En outre, il nous faut renforcer l’ancrage territorial de nos entreprises. Les pôles de compétitivité, et parfois les pôles d’excellence rurale, constituent à ce titre un instrument efficace et pertinent, où les entreprises, complémentaires les unes aux autres, se constituent naturellement en réseau essaiment sur le territoire et permettent le dialogue interentreprise. Pour ma part je ne crois plus à l’efficacité des services de la DIRRECT.
L’ancrage territorial de nos entreprises se fera par une responsabilisation sociétale des entreprises, telle qu’elle existe avec la norme ISO 26 000 (engagement de formation des salariés, maillage du territoire...), les accords de méthode, la gestion prévisionnelle des emplois et des compétences, la revitalisation économique des territoires par anticipation (donc avant qu’un site ne procède à un plan social)...
Plutôt que de dépêcher à la hâte des commissaires à la réindustrialisation, pompiers sans lances à incendie, pour éteindre le feu de la désindustrialisation, il nous faut anticiper, et inciter les entreprises à prendre des mesures, afin de favoriser, la réindustrialisation de la France, et retrouver son rang au niveau mondial.
Au rang des difficultés ne perdons pas de vue le coût horaire de la main-d’œuvre française, due partiellement à l’excellente protection sociale dont nous bénéficions, mais aussi à l’effet des 35 heures qui nous place au plus bas dans la compétitivité industrielle mondiale.
Dans notre pays, les entreprises n’ont pas intérêt à avoir besoin d’un dépannage urgent du jeudi soir au mardi matin. Nos habitudes basées sur le stock 0 font que le service ne pourra être effectif que le mardi si le transport n’a pas été perturbé.
Je me permets cette remarque, parce que j’observe que beaucoup d’entreprises de mon département frontalier se tournent hors de nos frontières pour s’approvisionner, voire s’équiper.
Si tous les territoires situés à moins de 100 Km de la frontière ont la même démarche, ce sont 200 000 km², soit 1/3 du territoire national, qui abandonne notre production nationale au profit de territoires frontaliers allemands, belges et espagnols.
Nous pouvons même appliquer cette réflexion aux fuites de capitaux qui quittent la France, pour aller dans les pays frontaliers, limitant sérieusement nos moyens à investir, et paralysant la consommation.
Je ne suis donc pas de ceux qui pensent que l’Etat devrait toujours faire plus et qu’il faut toujours en rajouter.
Je rêve simplement de voir l’Etat français éviter toutes ces erreurs de stratégie et prendre les mesures administratives permettant à chaque Française et Français de retrouver l’instinct de nationalisme positif pour aider et participer au renouveau économique dont notre pays a besoin.
Pour cela, il faut redonner le goût au travail et l’espoir du lendemain : pas par des promesses, mais par des actions simples qui permettront une relance « psychologique », constituant un préalable nécessaire à la réindustrialisation de notre pays.
Le groupe de travail sur la réindustrialisation a bien pointé du doigt les anomalies et difficultés de l’économie française.

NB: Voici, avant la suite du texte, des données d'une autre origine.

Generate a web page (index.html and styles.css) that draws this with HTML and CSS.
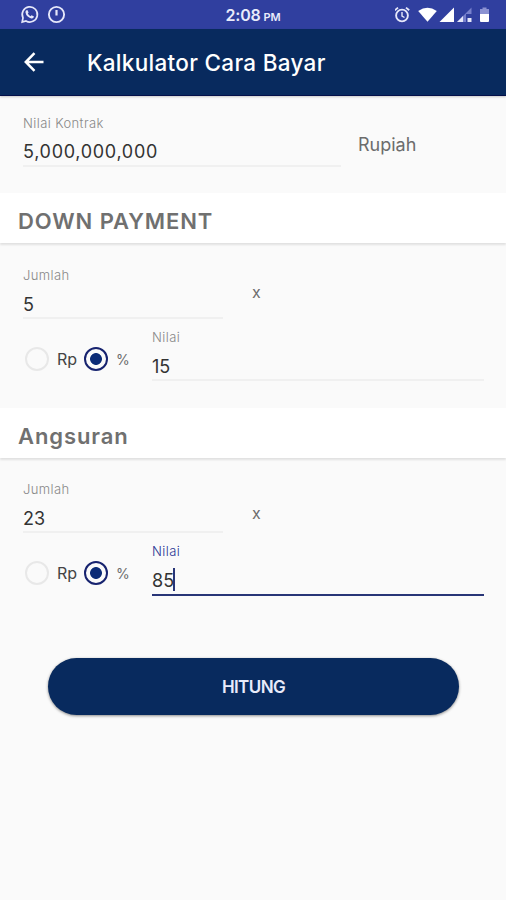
FILE: index.html
```html
<!DOCTYPE html>
<html lang="id">
<head>
<meta charset="UTF-8">
<meta name="viewport" content="width=device-width, initial-scale=1.0">
<title>Kalkulator Cara Bayar</title>
<link rel="stylesheet" href="styles.css">
</head>
<body>
    <div class="status-bar">
        <div class="status-left">
            <svg width="19" height="19" viewBox="0 0 19 19" fill="none" stroke="#e6e8fa">
                <path d="M2.2 17 L3 12.8 A7.6 7.6 0 1 1 6 16 Z" stroke-width="1.7"/>
                <path d="M6 5.6 L7.4 5 L8.6 7.4 L7.8 8.6 Q8.6 10.4 10.4 11.2 L11.6 10.3 L14 11.6 Q13.4 13.8 11.3 13.4 Q6.4 12.2 5.5 7.5 Q5.4 6.4 6 5.6 Z" fill="#e6e8fa" stroke="none"/>
            </svg>
            <svg width="19" height="19" viewBox="0 0 19 19" fill="none" stroke="#e6e8fa">
                <circle cx="9.5" cy="9.5" r="7.6" stroke-width="1.9"/>
                <path d="M9.5 5 V10.5" stroke-width="2.2"/>
            </svg>
        </div>
        <div class="clock"><span>2:08</span><small>PM</small></div>
        <div class="status-right">
            <svg width="98" height="18" viewBox="0 0 98 18">
                <g fill="none" stroke="#e6e8fa">
                    <circle cx="7" cy="9.5" r="5.9" stroke-width="1.9"/>
                    <path d="M7 6 V10 L9.5 11.5" stroke-width="1.4"/>
                    <path d="M-0.2 4.3 L3 1.6 M14.2 4.3 L11 1.6" stroke-width="1.8"/>
                </g>
                <path d="M23.2 5 Q32.5 -1.5 41.8 5 L32.5 15.8 Z" fill="#fff"/>
                <path d="M44.5 16 L59 1.5 V16 Z" fill="#fff"/>
                <path d="M62 16 L76.5 1.5 V8 H71 V16 Z" fill="#7780cc"/>
                <path d="M62 16 L68 10 V16 Z M72.5 12 h4 v4 h-4 Z" fill="#e6e8fa"/>
                <path d="M87.5 1.5 h4 v1.5 h2.5 v5 h-9 v-5 h2.5 Z" fill="#8b92d2"/>
                <path d="M85 8 h9 v7 q0 1 -1 1 h-7 q-1 0 -1 -1 Z" fill="#fff"/>
            </svg>
        </div>
    </div>

    <div class="app-bar">
        <svg class="back" width="20" height="20" viewBox="0 0 20 20" fill="none" stroke="#fff" stroke-width="2.5">
            <path d="M19.5 10 H2 M10.5 1.2 L1.8 10 L10.5 18.8"/>
        </svg>
        <h1>Kalkulator Cara Bayar</h1>
    </div>

    <div class="section contract">
        <div class="field wide">
            <label for="kontrak">Nilai Kontrak</label>
            <input type="text" id="kontrak" value="5,000,000,000">
        </div>
        <span class="currency">Rupiah</span>
    </div>

    <h2>DOWN PAYMENT</h2>
    <div class="section">
        <div class="row">
            <div class="field count">
                <label for="dp-jumlah">Jumlah</label>
                <input type="text" id="dp-jumlah" value="5">
            </div>
            <span class="times">x</span>
        </div>
        <div class="row">
            <div class="options">
                <label><input type="radio" name="dp"><span class="rp">Rp</span></label>
                <label><input type="radio" name="dp" checked><span class="pct">%</span></label>
            </div>
            <div class="field">
                <label for="dp-nilai">Nilai</label>
                <input type="text" id="dp-nilai" value="15">
            </div>
        </div>
    </div>

    <h2>Angsuran</h2>
    <div class="section angsuran">
        <div class="row">
            <div class="field count">
                <label for="a-jumlah">Jumlah</label>
                <input type="text" id="a-jumlah" value="23">
            </div>
            <span class="times low">x</span>
        </div>
        <div class="row">
            <div class="options">
                <label><input type="radio" name="angsuran"><span class="rp">Rp</span></label>
                <label><input type="radio" name="angsuran" checked><span class="pct">%</span></label>
            </div>
            <div class="field active">
                <label for="a-nilai">Nilai</label>
                <input type="text" id="a-nilai" value="85">
                <i class="caret"></i>
            </div>
        </div>
    </div>

    <button class="submit">HITUNG</button>
</body>
</html>
```
FILE: styles.css
```css
*{
    box-sizing: border-box;
}
body{
    margin: 0;
    min-height: 900px;
    background: #fafafa;
    font-family: Inter, "Liberation Sans", sans-serif;
    color: #6c6c6c;
}
svg{
    display: block;
}

/* status bar */
.status-bar{
    display: grid;
    grid-template-columns: 1fr auto 1fr;
    align-items: center;
    height: 29px;
    padding: 0 13px 0 20px;
    background: #303f9f;
}
.status-left{
    display: flex;
    gap: 8px;
}
.status-right{
    justify-self: end;
}
.clock{
    display: flex;
    align-items: baseline;
    gap: 3px;
    margin-right: 7px;
    color: #e9ebfb;
    font-size: 16px;
    font-weight: 600;
    letter-spacing: -.2px;
    padding-top: 1px;
}
.clock small{
    font-size: 11px;
}

.app-bar{
    display: flex;
    align-items: center;
    height: 67px;
    padding-left: 24px;
    background: #082a5e;
    border-bottom: 1px solid #04104a;
    box-shadow: 0 1px 2px rgba(0,0,0,.2);
}
.app-bar h1{
    margin: 0 0 0 43px;
    font-size: 22.5px;
    font-weight: 500;
    letter-spacing: .3px;
    color: #fff;
}

/* sections */
h2{
    margin: 0;
    height: 50px;
    padding: 3px 18px 0;
    line-height: 50px;
    background: #fff;
    box-shadow: 0 2px 2px rgba(0,0,0,.1);
    font-size: 22px;
    font-weight: 600;
    letter-spacing: .9px;
    color: #707070;
}
.section{
    height: 165px;
    padding: 23px 22px 0 23px;
}
.contract{
    display: flex;
    height: 97px;
    padding-top: 18px;
}
.angsuran{
    padding-top: 22px;
}
.row{
    display: flex;
    margin-bottom: 9px;
}

/* fields */
.field{
    position: relative;
    flex: 1;
}
.field label{
    display: block;
    height: 18px;
    line-height: 18px;
    font-size: 13px;
    font-weight: 300;
    letter-spacing: .4px;
    color: #888;
}
.field input{
    display: block;
    width: 100%;
    height: 28px;
    margin-top: 7px;
    padding: 0;
    border: 0;
    border-bottom: 2px solid #f0f0f0;
    background: none;
    outline: none;
    font: 400 18px Inter, "Liberation Sans", sans-serif;
    color: #333;
}
.wide{
    flex: 0 0 318px;
}
.wide input{
    padding-bottom: 1px;
    letter-spacing: .7px;
}
.count{
    flex: 0 0 200px;
}
.field.active label{
    color: #283593;
}
.active input{
    height: 29px;
    padding-bottom: 1px;
    border-color: #283577;
}
.caret{
    position: absolute;
    left: 21px;
    top: 26px;
    width: 2px;
    height: 23px;
    background: #283577;
}
.currency{
    margin: 19px 0 0 17px;
    font-size: 18px;
    line-height: 24px;
}
.times{
    margin: 14px 0 0 29px;
    font-size: 16px;
    line-height: 24px;
}
.times.low{
    margin-top: 21px;
}

/* radio buttons */
.options{
    display: flex;
    width: 129px;
    height: 24px;
    margin: 19px 0 0;
    padding-left: 2px;
}
.options label{
    display: flex;
    align-items: center;
}
.options input{
    appearance: none;
    width: 24px;
    height: 24px;
    margin: 0 8px 0 0;
    border: 2px solid #e8e8e8;
    border-radius: 50%;
}
.options input:checked{
    border-color: #17236f;
    background: radial-gradient(circle, #0b2b76 5.5px, transparent 6.3px);
}
.rp{
    width: 27px;
    font-size: 16px;
    color: #444;
}
.pct{
    font-size: 14px;
}

.submit{
    display: block;
    width: 411px;
    height: 57px;
    margin: 35px 0 0 48px;
    padding: 0;
    border: 0;
    border-radius: 29px;
    background: #082a5e;
    box-shadow: 0 1px 3px rgba(0,0,0,.45);
    font: 600 17px Inter, "Liberation Sans", sans-serif;
    letter-spacing: -.6px;
    color: #e8ebfa;
}
```
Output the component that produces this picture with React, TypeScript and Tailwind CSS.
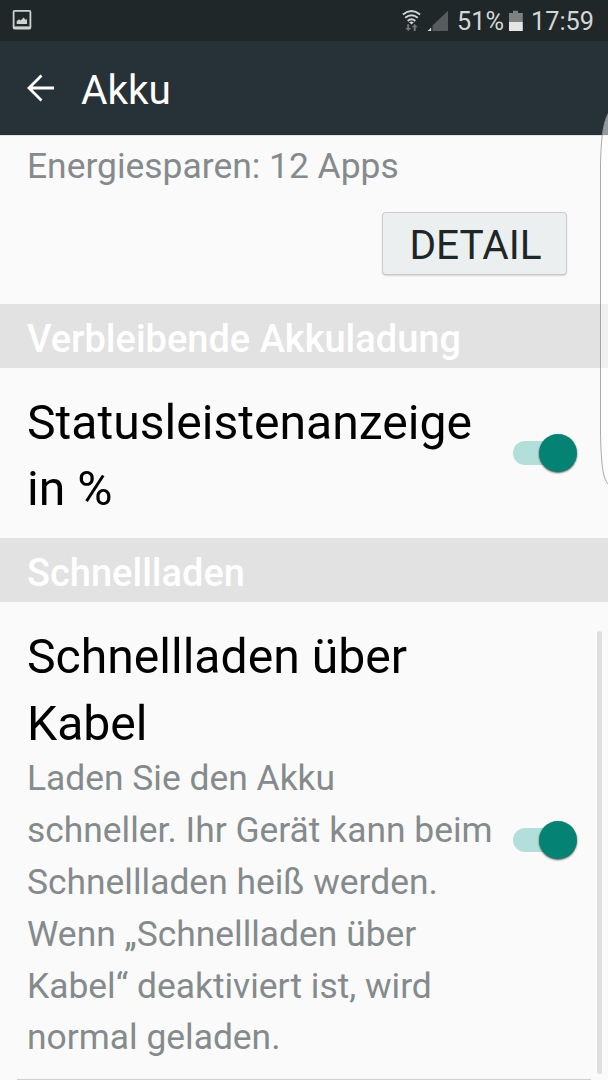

Nous devons à présent être plus inventifs sur les actions à conduire, plus en amont qu’à l’accoutumée, et au plus proche de l’entreprise et du territoire sans politiser le débat, nous devons faire preuve de courage pour prendre les bonnes mesures et démontrer notre volonté à nous unir sur tous les bancs de cette assemblée et au-delà afin de les mettre en application en ayant vraiment envie de réussir et de servir l’entreprise et le territoire.